SECRETARY RICE: It’s a really good question and the way that you put it is very important because it is a young democracy. Afghanistan and many of the Muslim countries that are going through democratic transitions are having to deal with one of the most difficult issues that confront any political system, and that’s the relationship between religion and religious law and individual rights and liberties. And we have been through it, although we were founded on separation of church and state; not everybody was founded on separation of church and state. And so it has been a very important evolution as these countries try to deal with this issue.

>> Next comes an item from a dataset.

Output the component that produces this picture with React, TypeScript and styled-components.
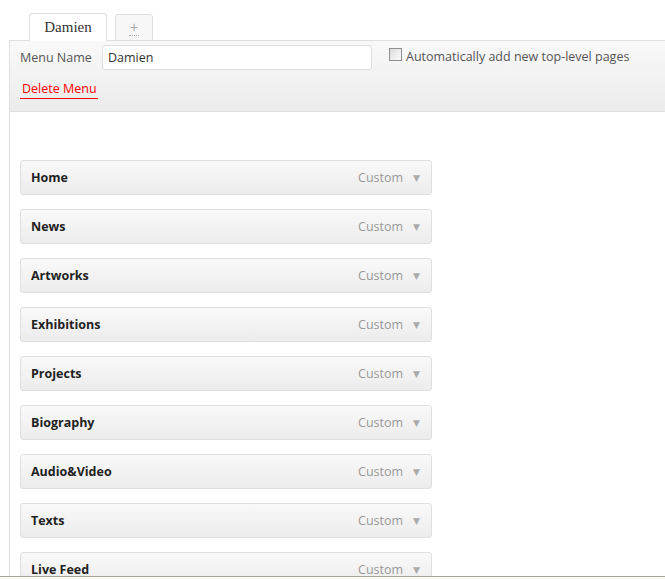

Now, I do believe that what happened in the Rahman case was a bit of a wake-up call to us and, frankly, to Afghanistan because it immediately brought international expectations into play in Afghanistan for what is understood to be the course of democracy. And I think that was a very good thing. The Afghanistan constitution does have protections for individuals in terms of their religious practice. And so as these countries go through this evolution, I think you’re probably going to have more cases, some of them are going to end up in their courts. You know, we have to remember, again referring to our own experience, that our own evolution was one in which the Constitution has been interpreted time and time and time again as individuals come to the courts and say, you’re violating my constitutional rights. And then we have a case about it and things evolve.
Again, as I said to the lady, we’ve had some pretty awful cases. You know, the Dred Scott decision was a pretty awful decision, and we’ve evolved out of those over time. The same thing will happen in Afghanistan. The same thing will happen in Iraq and there will be decisions that we do not like and that we will have to call to attention the international obligation. I think there will be victories for individual liberties as well. But this is the natural process of democratic evolution and it’s going to take some time. The good news is it’s not the Taliban. Because the Taliban could have carried out that sentence and nobody would have been able to do a thing about it, and that’s what we have to keep in mind. Even when it’s a young, troubled, struggling democracy it’s far better than a dictatorship or an authoritarian regime that does not respect rights nor respects the will of the international community.